La majorité des Eglises émergentes cherchent à faire tomber les barrières de séparation qui peuvent exister entre ce qui est sacré et ce qui est séculier. Considérant que cette dichotomie est le fruit de la modernité et du processus de sécularisation, il s’agit en postmodernité de sortir de cette vision dualiste pour pleinement apprécier la présence de Dieu potentiellement partout et tout le temps. Il n’y a donc plus, dans la pensée émergente, de lieux sacrés, de temps sacrés, ni de personnes sacrées. La notion de sacralisation est d’ailleurs à distinguer de la vision probablement plus biblique de la sainteté. Partout où Dieu est reconnu et célébré est un lieu saint. La parole psalmique « C’est au Seigneur qu’appartient la terre, avec tout ce qui s’y trouve, le monde avec tous ceux qui l’habitent »  [64]  est paradigmatique de cette approche ecclésiale holistique. Ce désir des Eglises émergentes de dépasser la traditionnelle distinction entre ce qui est sacré et séculier peut les amener à utiliser des musiques, de la littérature, des films non spécialement chrétiens jusque dans les cultes. Si les temps ou les lieux habituellement réservés à ce qui est spirituel se voient envahis par des références considérées comme séculières, l’inverse est également vrai. La vie quotidienne, quels que soient ses lieux, ses moments, les rencontres qu’elle suscite, deviennent des lieux d’Eglise pourvu que la présence de Dieu y soit incarnée et manifestée.

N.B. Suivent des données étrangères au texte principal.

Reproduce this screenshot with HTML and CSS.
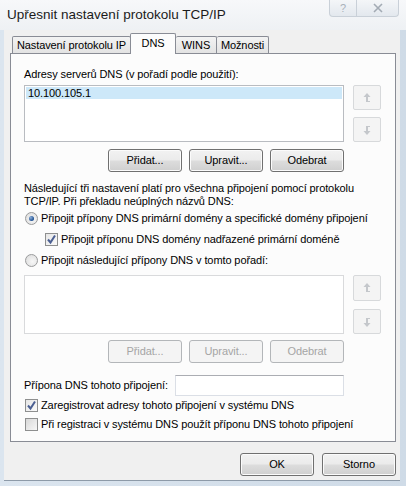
FILE: index.html
```html
<!DOCTYPE html>
<html lang="cs">

<head>
    <meta charset="UTF-8">
    <title>Upřesnit nastavení protokolu TCP/IP</title>
    <link rel="stylesheet" href="styles.css">
</head>

<body>

    <div class="window">
        <div class="title-bar">
            <span class="title">Upřesnit nastavení protokolu TCP/IP</span>
            <div class="caption-btns">
                <span class="cap-btn cap-help">?</span>
                <span class="cap-btn cap-close">
                    <svg width="12" height="10" viewBox="0 0 12 10"><path d="M2 1 L10 9 M10 1 L2 9" stroke="#a3abb4" stroke-width="1.6" fill="none"/></svg>
                </span>
            </div>
        </div>

        <div class="client">
            <div class="tabs">
                <span class="tab tab-ip">Nastavení protokolu IP</span>
                <span class="tab tab-active">DNS</span>
                <span class="tab tab-wins">WINS</span>
                <span class="tab tab-opt">Možnosti</span>
            </div>

            <div class="panel">
                <div class="label">Adresy serverů DNS (v pořadí podle použití):</div>

                <div class="list-row">
                    <div class="listbox">
                        <div class="list-item selected">10.100.105.1</div>
                    </div>
                    <div class="move-btns">
                        <span class="move-btn">
                            <svg width="12" height="12" viewBox="0 0 12 12"><path d="M6 1 L2.5 5 H5 V10 H9 V9 H7 V5 H9.5 Z" fill="#c4c7cb"/></svg>
                        </span>
                        <span class="move-btn">
                            <svg width="12" height="12" viewBox="0 0 12 12"><path d="M6 11 L2.5 7 H5 V2 H9 V3 H7 V7 H9.5 Z" fill="#c4c7cb"/></svg>
                        </span>
                    </div>
                </div>

                <div class="btn-row">
                    <span class="btn">Přidat...</span>
                    <span class="btn">Upravit...</span>
                    <span class="btn">Odebrat</span>
                </div>

                <p class="info">Následující tři nastavení platí pro všechna připojení pomocí protokolu TCP/IP. Při překladu neúplných názvů DNS:</p>

                <div class="option">
                    <span class="radio checked"></span>
                    <span>Připojit přípony DNS primární domény a specifické domény připojení</span>
                </div>
                <div class="option indent">
                    <span class="check checked">
                        <svg width="11" height="11" viewBox="0 0 11 11"><path d="M2 5.5 L4.5 8.5 L9 1.5" stroke="#4b5f92" stroke-width="2" fill="none"/></svg>
                    </span>
                    <span>Připojit příponu DNS domény nadřazené primární doméně</span>
                </div>
                <div class="option">
                    <span class="radio"></span>
                    <span>Připojit následující přípony DNS v tomto pořadí:</span>
                </div>

                <div class="list-row list-row-2">
                    <div class="listbox disabled"></div>
                    <div class="move-btns">
                        <span class="move-btn">
                            <svg width="12" height="12" viewBox="0 0 12 12"><path d="M6 1 L2.5 5 H5 V10 H9 V9 H7 V5 H9.5 Z" fill="#c4c7cb"/></svg>
                        </span>
                        <span class="move-btn">
                            <svg width="12" height="12" viewBox="0 0 12 12"><path d="M6 11 L2.5 7 H5 V2 H9 V3 H7 V7 H9.5 Z" fill="#c4c7cb"/></svg>
                        </span>
                    </div>
                </div>

                <div class="btn-row btn-row-2">
                    <span class="btn btn-disabled">Přidat...</span>
                    <span class="btn btn-disabled">Upravit...</span>
                    <span class="btn btn-disabled">Odebrat</span>
                </div>

                <div class="suffix-row">
                    <span>Přípona DNS tohoto připojení:</span>
                    <span class="textbox"></span>
                </div>

                <div class="option option-small">
                    <span class="check checked">
                        <svg width="11" height="11" viewBox="0 0 11 11"><path d="M2 5.5 L4.5 8.5 L9 1.5" stroke="#4b5f92" stroke-width="2" fill="none"/></svg>
                    </span>
                    <span>Zaregistrovat adresy tohoto připojení v systému DNS</span>
                </div>
                <div class="option option-small">
                    <span class="check"></span>
                    <span>Při registraci v systému DNS použít příponu DNS tohoto připojení</span>
                </div>
            </div>

            <div class="dialog-btns">
                <span class="btn">OK</span>
                <span class="btn">Storno</span>
            </div>
        </div>
    </div>

</body>

</html>
```

FILE: styles.css
```css
body {
    margin: 0;
    background-color: #fff;
    font-family: "Liberation Sans", Arial, sans-serif;
    font-size: 11px;
    letter-spacing: -0.1px;
    color: #000;
}

p {
    margin: 0;
    padding: 0;
}

.window {
    width: 406px;
    height: 486px;
    background: linear-gradient(to right, #dbe5ef, #cfdbe7);
    overflow: hidden;
}

/* 标题栏 */

.title-bar {
    display: flex;
    height: 30px;
    background: linear-gradient(#f7f8fa, #eef1f4);
}

.title {
    padding-left: 7px;
    line-height: 30px;
    font-size: 13.5px;
    letter-spacing: 0;
    color: #1b1b1b;
}

.caption-btns {
    display: flex;
    margin-left: auto;
    margin-right: 7px;
}

.cap-btn {
    display: flex;
    align-items: center;
    justify-content: center;
    height: 16px;
    border: 1px solid #c9d0d8;
    border-top: 0;
    background: linear-gradient(#f4f6f8, #e3e8ee);
    color: #a9b1ba;
    font-size: 11px;
}

.cap-help {
    width: 26px;
    border-radius: 0 0 0 4px;
}

.cap-close {
    width: 41px;
    border-left: 0;
    border-radius: 0 0 4px 0;
}

/* 客户区 */

.client {
    height: 451px;
    margin: 0 6px 0 4px;
    padding: 3px 4px 0 6px;
    box-sizing: border-box;
    background-color: #f0f0f0;
    border-bottom: 1px solid #8d9aa8;
}

.tabs {
    display: flex;
    align-items: flex-end;
    height: 20px;
    padding-left: 2px;
}

.tab {
    flex-shrink: 0;
    height: 17px;
    line-height: 16px;
    box-sizing: border-box;
    text-align: center;
    white-space: nowrap;
    border: 1px solid #898c95;
    border-bottom: 0;
    border-radius: 2px 2px 0 0;
    background: linear-gradient(#f3f3f3, #e3e3e3);
}

.tab-ip {
    width: 119px;
}

.tab-wins {
    width: 41px;
    border-left: 0;
}

.tab-opt {
    width: 52px;
    border-left: 0;
}

.tab-active {
    position: relative;
    z-index: 1;
    width: 46px;
    height: 21px;
    line-height: 18px;
    margin: 0 0 -1px -1px;
    background: #fcfcfc;
}

.panel {
    height: 389px;
    box-sizing: border-box;
    padding: 14px 0 0 13px;
    border: 1px solid #898c95;
    background-color: #fcfcfc;
    line-height: 13px;
}

.list-row {
    display: grid;
    grid-template-columns: 320px 28px;
    column-gap: 9px;
    margin-top: 4px;
}

.listbox {
    height: 57px;
    box-sizing: border-box;
    padding: 1px;
    border: 1px solid #b9bcc1;
    background-color: #fff;
}

.listbox.disabled {
    height: 59px;
    border-color: #d9dadc;
}

.list-item {
    height: 12px;
    line-height: 12px;
    padding-left: 2px;
}

.list-item.selected {
    background-color: #cde8f9;
}

.move-btns {
    display: flex;
    flex-direction: column;
    gap: 7px;
}

.move-btn {
    display: flex;
    align-items: center;
    justify-content: center;
    height: 25px;
    box-sizing: border-box;
    border: 1px solid #d7d9db;
    border-radius: 2px;
    background-color: #f4f4f4;
}

.list-row-2 .move-btns {
    gap: 8px;
}

.list-row-2 .move-btn:first-child {
    height: 26px;
}

.btn-row {
    display: flex;
    justify-content: flex-end;
    gap: 7px;
    width: 320px;
    margin-top: 7px;
}

.btn-row-2 {
    margin-top: 6px;
}

.btn {
    display: block;
    width: 74px;
    height: 23px;
    line-height: 21px;
    box-sizing: border-box;
    text-align: center;
    border: 1px solid #707070;
    border-radius: 3px;
    background: linear-gradient(#f2f2f2 0%, #ebebeb 48%, #dddddd 52%, #cfcfcf 100%);
    box-shadow: inset 0 0 0 1px #fbfbfb;
    color: #000;
}

.btn-disabled {
    border-color: #b3b6b9;
    background: #f4f4f4;
    box-shadow: none;
    color: #a5a5a5;
}

.info {
    margin-top: 10px;
    width: 350px;
}

.option {
    display: flex;
    align-items: center;
    height: 21px;
}

.option.indent {
    padding-left: 20px;
}

.option-small {
    height: 19px;
}

.radio,
.check {
    display: flex;
    align-items: center;
    justify-content: center;
    flex-shrink: 0;
    width: 13px;
    height: 13px;
    box-sizing: border-box;
    margin: 0 3px 0 1px;
    border: 1px solid #8e8f8f;
    background: linear-gradient(135deg, #d8d8d8, #f7f7f7);
}

.radio {
    border-radius: 50%;
    border-color: #9a9b9c;
    background: radial-gradient(circle at 60% 60%, #f7f7f7, #dadada);
}

.radio.checked::after {
    content: "";
    width: 5px;
    height: 5px;
    border-radius: 50%;
    background: radial-gradient(circle at 35% 35%, #8fb2dd, #1c4d8e 70%);
}

.check.checked {
    background: linear-gradient(135deg, #e6e6e6, #fafafa);
}

.suffix-row {
    display: grid;
    grid-template-columns: 151px 169px;
    align-items: center;
    margin-top: 12px;
}

.textbox {
    display: block;
    height: 21px;
    box-sizing: border-box;
    border: 1px solid #dbdfe6;
    border-top-color: #abadb3;
    background-color: #fff;
}

.dialog-btns {
    display: flex;
    justify-content: flex-end;
    gap: 8px;
    margin-top: 11px;
}
```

Des Eglises à la théologie narrative

Les postmodernes n’aiment peut-être pas les “grands récits” mais ils apprécient les récits. Ils font parfois fi de l’Histoire mais apprécient les histoires. Ceci est une manière de dire que les Eglises émergentes aiment à s’appuyer sur une approche narrative de la théologie. En effet, plusieurs penseurs de l’Eglise émergente considèrent qu’il est nécessaire de marquer une évolution et de passer d’une théologie de proposition à une théologie narrative. Se plaçant dans la lignée de la longue tradition qui remonte à Jésus et au-delà, la théologie narrative considère que la Bible est d’abord l’histoire de l’interaction entre Dieu et les hommes. Cela ne signifie pas que les Ecritures ne contiennent pas un certain nombre de vérités fondamentales, mais celles-ci doivent d’abord être entendues dans la dynamique d’une histoire en marche qui continue jusqu’à aujourd’hui dans la manière dont cette histoire peut se réaliser dans la vie des croyants, dans la vie des communautés. Laissant une place au mystère, l’approche narrative permet l’adhésion à des parcours de foi par identification avec des figures bibliques, ou avec des figures de chrétiens d’hier et d’aujourd’hui. Sans exclure une pensée conceptuelle à propos de la foi, il est donc aussi possible de distinguer les modes d’action de Dieu dans les histoires des uns et des autres.